Wednesday, May 5, 2010

One Year Ago Tonight....

Tracy Jones passed away one year ago tonight, I can not believe that it has been a year! My poor Aunt Ellie, Uncle Tracy, Courtney and Kara have not been able to have Tally be their homes in months, and I know all the pain that it is causing! I hope and pray that Sharon will realize that Italia needs her family, and they need her. Tracy was the best dad! We grew up together and use to laugh and play all the time. I remember once we were at his house and he had this sweet monster truck. We would drive it over his head and since he was bald, it did not get caught. Well we were geniuses back then and of course me and my long hair had to try it to, yeah not so smart. Tracy sure laughed! Herding cows with Tracy was always an eventful time. From Sox racing away with him and Bompa yelling at him to make her mind (oh Bompa I miss you too), to Tracy and I eating all of Bompa's powdered covered donuts in the back of the truck, me being taken into the horse trailer on the back of the horse (oh yes Tracy thought that was great too)......to growing older and losing track of each other..and then finding that great friendship again.....I remember him telling me about his struggles as a teenager, and I felt for him and saw how much he had grown and made himself an amazing man through it all. I still remember when I called him and he told me that him and Sharon were getting a divorce, I remember hearing the sadness in his voice, and I knew the pain he was feeling. I have to say that from January to May of last year, I talked to Tracy more than I had in years, so in a way, I have to thank Sharon for that.

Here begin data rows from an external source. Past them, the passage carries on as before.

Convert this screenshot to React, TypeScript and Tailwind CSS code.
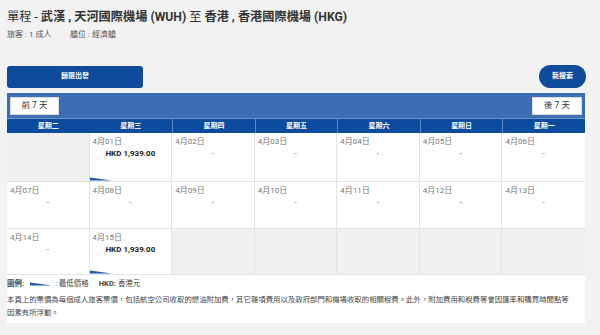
import React from "react";

type Cell = { date?: string; price?: string; low?: boolean; empty?: boolean };

const rows: Cell[][] = [
  [
    { empty: true },
    { date: "4月01日", price: "HKD 1,939.00", low: true },
    { date: "4月02日" },
    { date: "4月03日" },
    { date: "4月04日" },
    { date: "4月05日" },
    { date: "4月06日" },
  ],
  [
    { date: "4月07日" },
    { date: "4月08日" },
    { date: "4月09日" },
    { date: "4月10日" },
    { date: "4月11日" },
    { date: "4月12日" },
    { date: "4月13日" },
  ],
  [
    { date: "4月14日" },
    { date: "4月15日", price: "HKD 1,939.00", low: true },
    { empty: true },
    { empty: true },
    { empty: true },
    { empty: true },
    { empty: true },
  ],
];

const days = ["星期二", "星期三", "星期四", "星期五", "星期六", "星期日", "星期一"];

function Wedge({ className }: { className?: string }) {
  return (
    <svg width="22" height="4" viewBox="0 0 22 4" className={className}>
      <polygon points="0,0.5 22,3.6 0,3.6" fill="#1f5aa8" />
    </svg>
  );
}

export default function App() {
  const rowH = ["h-[49px]", "h-[47px]", "h-[46px]"];
  return (
    <div
      className="w-[600px] h-[335px] overflow-hidden bg-[#f2f2f2] text-[#333]"
      style={{ fontFamily: 'Roboto, "Noto Sans CJK TC", "Liberation Sans", sans-serif' }}
    >
      <div className="pl-[7px] pt-[9px] w-[585px]">
        <h1 className="text-[12.2px] leading-[16px] text-[#333] whitespace-nowrap">
          <span className="font-normal">單程 - </span>
          <span className="font-bold">武漢 , 天河國際機場 (WUH)</span>
          <span className="font-normal"> 至 </span>
          <span className="font-bold">香港 , 香港國際機場 (HKG)</span>
        </h1>
        <div className="mt-[5px] flex text-[8px] leading-[10px] text-[#555]">
          <span className="w-[63px]">旅客 : 1 成人</span>
          <span>艙位 : 經濟艙</span>
        </div>

        <div className="mt-[25px] flex justify-between items-center w-[579px]">
          <button className="w-[136px] h-[22px] rounded-[3px] bg-[#0e4b9b] text-white text-[7px] font-bold">
            篩選出發
          </button>
          <button className="w-[47px] h-[23px] rounded-full bg-[#0e4b9b] text-white text-[7px] font-bold">
            新搜索
          </button>
        </div>

        <div className="mt-[5px] w-[578px]">
          <div className="h-[25px] bg-[#3d6db3] flex items-center justify-between px-[3px]">
            <button className="w-[49px] h-[18px] bg-white border border-[#dcdcdc] text-[8.5px] text-[#333]">
              前 7 天
            </button>
            <button className="w-[50px] h-[18px] bg-white border border-[#dcdcdc] text-[8.5px] text-[#333]">
              後 7 天
            </button>
          </div>
          <div className="grid grid-cols-7 h-[15px] bg-[#0d4b9f] border-t border-[#6f94c9]">
            {days.map((d, i) => (
              <div
                key={d}
                className={`flex items-center justify-center text-white text-[7px] font-bold ${
                  i >= 2 ? "border-l border-[#5f88c2]" : ""
                }`}
              >
                {d}
              </div>
            ))}
          </div>
          {rows.map((row, ri) => (
            <div key={ri} className={`grid grid-cols-7 ${rowH[ri]} border-b border-[#e2e2e2]`}>
              {row.map((c, ci) => (
                <div
                  key={ci}
                  className={`relative ${c.empty ? "bg-[#f0f0f0]" : "bg-white"} ${
                    ci < 6 ? "border-r border-[#e2e2e2]" : ""
                  }`}
                >
                  {!c.empty && (
                    <>
                      <div className="pl-[3px] pt-[4px] text-[8px] leading-[10px] text-[#777]">
                        {c.date}
                      </div>
                      <div
                        className={`mt-[2px] text-center leading-[10px] ${
                          c.price ? "text-[8px] font-bold text-[#222]" : "text-[8px] text-[#666]"
                        }`}
                      >
                        {c.price ?? "-"}
                      </div>
                      {c.low && <Wedge className="absolute left-0 bottom-0" />}
                    </>
                  )}
                </div>
              ))}
            </div>
          ))}
          <div className="bg-white h-[48px] pt-[4px] text-[#444]">
            <div className="flex items-center text-[7.5px] leading-[10px] whitespace-nowrap">
              <span className="font-bold">圖例:</span>
              <Wedge className="ml-[6px] mr-[3px]" />
              <span>: 最低價格</span>
              <span className="ml-[10px] font-bold">HKD:</span>
              <span className="ml-[2px]">香港元</span>
            </div>
            <p className="mt-[4px] text-[7.4px] leading-[13px] whitespace-nowrap">
              本頁上的票價為每個成人旅客票價，包括航空公司收取的燃油附加費，其它雜項費用以及政府部門和機場收取的相關稅費。此外，附加費用和稅費等會因匯率和購買時間點等
              <br />
              因素有所浮動。
            </p>
          </div>
        </div>
      </div>
    </div>
  );
}
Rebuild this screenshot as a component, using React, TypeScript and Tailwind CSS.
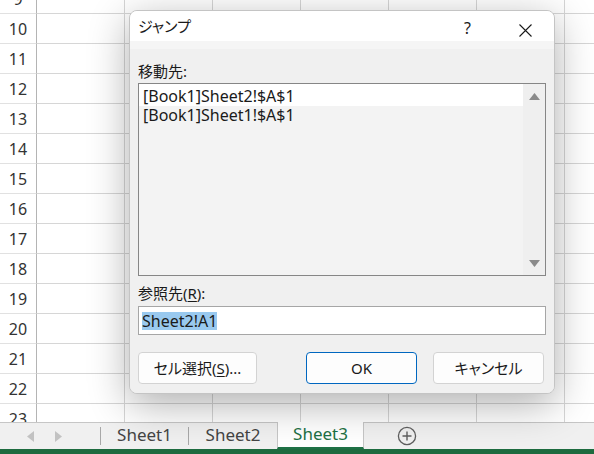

I remember the last time that we talked, he had that ringback tone, "You and me baby aint nothing but mammals...." we laughed so hard when he answered and I told him it was a blast from the past. I know in my heart that he was needed in heaven and that he is doing such amazing things there, and that he was needed there more than he was here. I miss him so much and pray that Tally will be able to become a part of our family. She looks so much like her daddy! We miss you BIG! Keep a watch over us, I love you and miss you more than words can say!